Electoral Volatility
Reform UK may yet have an impact on this by-election, but there may also be other beneficiaries of voters’ disillusionment with the established parties. Labour’s hold on Hartlepool’s seat at Westminster belies considerable electoral volatility in the town, which perhaps make it difficult to predict the outcome of the forthcoming by-election. The contest for Hartlepool’s seat in Parliament has not for some time been a straight fight between Labour and the Conservatives. The Liberal Democrats came second in the last by-election in the town, following Peter Mandelson’s departure in 2004, and again in the general election the following year. The party which has come closest to winning the seat from Labour is UKIP who cut Labour’s majority to just over 3000 votes in 2015. In 2019 the Brexit Party were closer to pushing the Conservatives into third place than the Conservatives were to winning the seat.
The extent of electoral volatility and the roots of Labour’s problems in Hartlepool can be more clearly illustrated by looking at second-order elections in the town. The forthcoming by-election is likely to be run in May alongside this year’s local elections when, following boundary changes, all seats on Hartlepool Borough Council will also be up for election.
The last time all seats on the council were contested at the same time was in 2012 when Labour won 23 out of 33 seats. Since then Labour’s control of the council has been eroded by the election of a succession councillors representing small special interest parties and independent candidates. Labour’s difficulties were compounded in 2019 when several Labour councillors left to join the Socialist Labour Party and Labour lost control of the council. Labour currently holds six out of 33 seats on Hartlepool Borough Council, the Conservatives hold four. There are nine parties represented on the council, including Hartlepool Independent Union (5 seats), Hartlepool People (2 seats) and Putting Seaton First (2 seats) as well as several independent councillors.
It is also worth noting that when the people of Hartlepool were given the opportunity to vote for a directly elected mayor in 2002, they elected the H’Angus the Monkey, the mascot of the local football team. The man in the monkey suit, Stuart Drummond, was re-elected under his own name, for two further terms before the people of Hartlepool voted in a referendum in 2012 to abolish the role of the mayor.
This fracturing of party politics in Hartlepool may have created space for a strong independent local candidate to have a significant impact in this by-election.

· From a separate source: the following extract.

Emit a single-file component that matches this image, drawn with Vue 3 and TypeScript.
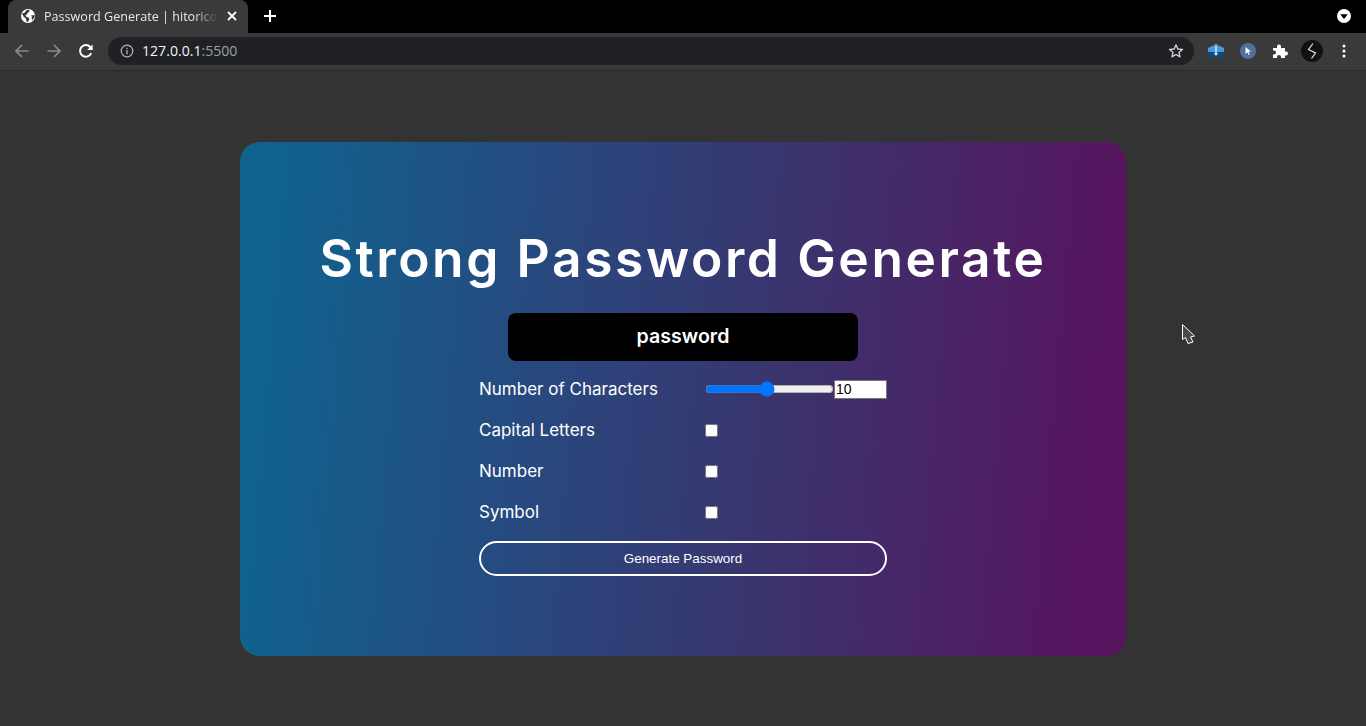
<script setup lang="ts">
import { ref } from 'vue'

const length = ref(10)
const options = ['Capital Letters', 'Number', 'Symbol']
</script>

<template>
  <div class="page">
    <!-- browser chrome -->
    <div class="tabbar">
      <div class="tab">
        <svg class="globe" width="16" height="16" viewBox="0 0 16 16">
          <circle cx="8" cy="8" r="7" fill="#fff" />
          <path d="M2 5.5 5 4.5 6 2.5 9 1.8 9.5 3.5 7.5 5 7 6.5 5.5 7 6.5 9 8.5 9.5 9.5 11 8 14 6.5 13.5 5.8 10.5 3.5 8.5Z" fill="#3a3a3a" />
          <path d="M11 7.5 14.5 7 14.5 9 12.5 12 11.5 11 12 9Z" fill="#3a3a3a" />
        </svg>
        <span class="tab-title">Password Generate | hitorico</span>
        <svg class="close" width="10" height="10" viewBox="0 0 10 10">
          <path d="M1 1 9 9M9 1 1 9" stroke="#fff" stroke-width="1.8" />
        </svg>
      </div>
      <svg class="newtab" width="14" height="14" viewBox="0 0 14 14">
        <path d="M7 1V13M1 7H13" stroke="#fff" stroke-width="2" />
      </svg>
      <svg class="profile-dot" width="14" height="14" viewBox="0 0 14 14">
        <circle cx="7" cy="7" r="7" fill="#fff" />
        <path d="M3.2 5.2H10.8L7 10Z" fill="#000" />
      </svg>
    </div>

    <div class="toolbar">
      <svg class="nav first" width="16" height="16" viewBox="0 0 16 16" fill="none" stroke="#8a8b8d" stroke-width="1.7">
        <path d="M14.5 8H2M8 2 2 8 8 14" />
      </svg>
      <svg class="nav" width="16" height="16" viewBox="0 0 16 16" fill="none" stroke="#8a8b8d" stroke-width="1.7">
        <path d="M1.5 8H14M8 2 14 8 8 14" />
      </svg>
      <svg class="nav" width="16" height="16" viewBox="0 0 16 16" fill="none" stroke="#fff" stroke-width="2">
        <path d="M13.2 10.2A5.8 5.8 0 1 1 12.2 4L14 6" />
        <path d="M14.6 1.6V7H9.2Z" fill="#fff" stroke="none" />
      </svg>
      <div class="omnibox">
        <svg width="14" height="14" viewBox="0 0 14 14" fill="none">
          <circle cx="7" cy="7" r="5.8" stroke="#b5b6b8" stroke-width="1.2" />
          <path d="M7 6V10.2M7 3.8V5" stroke="#b5b6b8" stroke-width="1.3" />
        </svg>
        <span class="url"><b>127.0.0.1</b>:5500</span>
        <svg class="star" width="16" height="16" viewBox="0 0 16 16" fill="none">
          <path d="M8 1.8 9.8 6 14.4 6.4 10.9 9.4 12 13.9 8 11.5 4 13.9 5.1 9.4 1.6 6.4 6.2 6Z" stroke="#d5d6d8" stroke-width="1.3" stroke-linejoin="round" />
        </svg>
      </div>
      <div class="extensions">
        <span class="ext">
          <svg width="18" height="16" viewBox="0 0 18 16">
            <path d="M1 5 5 3H6L8 1H10L12 3H13L17 5V9H1Z" fill="#4a9ad8" />
            <path d="M1 9H17V13L13 15H5L1 13Z" fill="#14487e" />
            <path d="M8.3 3H9.7V10H11L9 13 7 10H8.3Z" fill="#d8ecfa" />
          </svg>
        </span>
        <span class="ext">
          <svg width="16" height="16" viewBox="0 0 16 16">
            <circle cx="8" cy="8" r="8" fill="#4f6f9c" />
            <path d="M5.5 4 11 8.5 8.5 8.8 9.8 11.5 8.7 12 7.5 9.3 5.5 11Z" fill="#fff" />
          </svg>
        </span>
        <span class="ext">
          <svg width="16" height="16" viewBox="0 0 16 16">
            <path d="M1 5H5V3.5A2 2 0 0 1 9 3.5V5H13V8.5H14A2 2 0 0 1 14 12.5H13V15H9V14A2 2 0 0 0 5 14V15H1V11.5H2A2 2 0 0 0 2 7.5H1Z" fill="#fff" />
          </svg>
        </span>
        <span class="ext">
          <svg width="22" height="22" viewBox="0 0 22 22" fill="none">
            <circle cx="11" cy="11" r="11" fill="#0e1214" />
            <path d="M12 3.5 7.5 9.5 14.5 13 10.5 18.5" stroke="#e8e8e8" stroke-width="1.2" />
          </svg>
        </span>
        <span class="ext">
          <svg width="4" height="14" viewBox="0 0 4 14">
            <circle cx="2" cy="2" r="1.5" fill="#fff" />
            <circle cx="2" cy="7" r="1.5" fill="#fff" />
            <circle cx="2" cy="12" r="1.5" fill="#fff" />
          </svg>
        </span>
      </div>
    </div>

    <!-- page content -->
    <main class="content">
      <section class="card">
        <h1>Strong Password Generate</h1>
        <div class="output">password</div>
        <div class="form">
          <div class="row">
            <label>Number of Characters</label>
            <input class="slider" type="range" min="1" max="20" v-model.number="length" />
            <input class="count" type="text" :value="length" />
          </div>
          <div class="row" v-for="opt in options" :key="opt">
            <label>{{ opt }}</label>
            <input class="check" type="checkbox" />
          </div>
          <button class="generate">Generate Password</button>
        </div>
      </section>
      <svg class="cursor" width="16" height="24" viewBox="0 0 16 24">
        <path d="M1.5 1.5V16.5L4.5 14.5 7 20.5 12 19 9.5 14 13.5 13Z" fill="#4a4a4a" stroke="#fff" stroke-width="1" />
      </svg>
    </main>
  </div>
</template>

<style>
html, body { margin: 0; background: #333; }
</style>

<style scoped>
.page {
  width: 1366px;
  height: 726px;
  overflow: hidden;
  display: flex;
  flex-direction: column;
  background: #333;
  font-family: "Open Sans", "Liberation Sans", sans-serif;
}
.tabbar {
  height: 33px;
  background: #000;
  display: flex;
  align-items: flex-end;
  padding-left: 8px;
}
.tab {
  width: 240px;
  height: 33px;
  box-sizing: border-box;
  background: #3a3a3a;
  border-radius: 8px 8px 0 0;
  display: flex;
  align-items: center;
  padding: 0 0 1px 12px;
  color: #e8e8e8;
  font-size: 12.6px;
}
.tab-title {
  width: 174px;
  margin-left: 8px;
  white-space: nowrap;
  -webkit-mask-image: linear-gradient(90deg, #000 150px, transparent 174px);
  mask-image: linear-gradient(90deg, #000 150px, transparent 174px);
}
.close { margin-left: 9px; }
.newtab { margin: 0 0 10px 15px; }
.profile-dot { margin: 0 15px 10px auto; }
.toolbar {
  height: 37px;
  background: #3a3a3a;
  border-bottom: 1px solid #2a2a2a;
  display: flex;
  align-items: center;
}
.nav { margin: 0 0 2px 16px; }
.nav.first { margin-left: 14px; }
.omnibox {
  width: 1086px;
  height: 28px;
  margin: 0 0 2px 14px;
  box-sizing: border-box;
  background: #202124;
  border-radius: 14px;
  display: flex;
  align-items: center;
  padding: 0 10px 0 12px;
  font-size: 14.1px;
  color: #9aa0a6;
}
.url { margin-left: 8px; }
.url b { font-weight: 400; color: #f1f3f4; }
.star { margin-left: auto; }
.extensions {
  flex: 1;
  display: flex;
  align-items: center;
  padding: 0 0 2px 6px;
}
.ext {
  width: 32px;
  flex: none;
  display: flex;
  justify-content: center;
}
.content {
  flex: 1;
  position: relative;
  display: flex;
  justify-content: center;
  padding-top: 71px;
}
.card {
  width: 886px;
  height: 514px;
  box-sizing: border-box;
  border-radius: 20px;
  background: linear-gradient(95deg, #0f638e 3%, #28487e 35%, #3a346e 60%, #56155e 95%);
  color: #fff;
  display: flex;
  flex-direction: column;
  align-items: center;
  padding-top: 83px;
  font-family: "Inter", "Open Sans", sans-serif;
}
h1 {
  margin: 0;
  font-size: 51.5px;
  line-height: 66px;
  font-weight: 600;
  letter-spacing: 2.6px;
}
.output {
  width: 350px;
  height: 48px;
  margin-top: 22px;
  background: #000;
  border-radius: 8px;
  display: flex;
  align-items: center;
  justify-content: center;
  font-size: 19.6px;
  font-weight: 600;
  padding-bottom: 2px;
  box-sizing: border-box;
}
.form {
  width: 408px;
  margin-top: 8px;
}
.row {
  height: 41px;
  display: flex;
  align-items: center;
  font-size: 17px;
}
.row label {
  width: 226px;
  flex: none;
  margin-bottom: 2px;
}
.slider {
  width: 129px;
  margin: 0 0 2px;
  flex: none;
}
.count {
  width: 53px;
  height: 19px;
  box-sizing: border-box;
  margin: 0 0 1px;
  padding: 0 1px;
  border: 1px solid #767676;
  background: #fff;
  color: #000;
  font: 14px "Liberation Sans", sans-serif;
  outline: none;
}
.check {
  width: 13px;
  height: 13px;
  margin: 0;
}
.generate {
  display: block;
  width: 100%;
  height: 35px;
  margin-top: 8px;
  border: 2px solid #fff;
  border-radius: 18px;
  background: transparent;
  color: #fff;
  font: 13.4px "Liberation Sans", sans-serif;
}
.cursor {
  position: absolute;
  left: 1181px;
  top: 252px;
}
</style>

Monkey suits are optional.
Prior to the 1974 general election the constituency of Hartlepool was known as The Hartlepools, reflecting the town of Hartlepool and the new town of West Hartlepool, which was established in 1847. The two were combined into a single borough in 1967. One still occasionally hears reference to the Hartlepools and the headland area of the town is widely known as Old Hartlepool.
There will be 36 seats on Hartlepool Borough Council contested at this year’s local elections.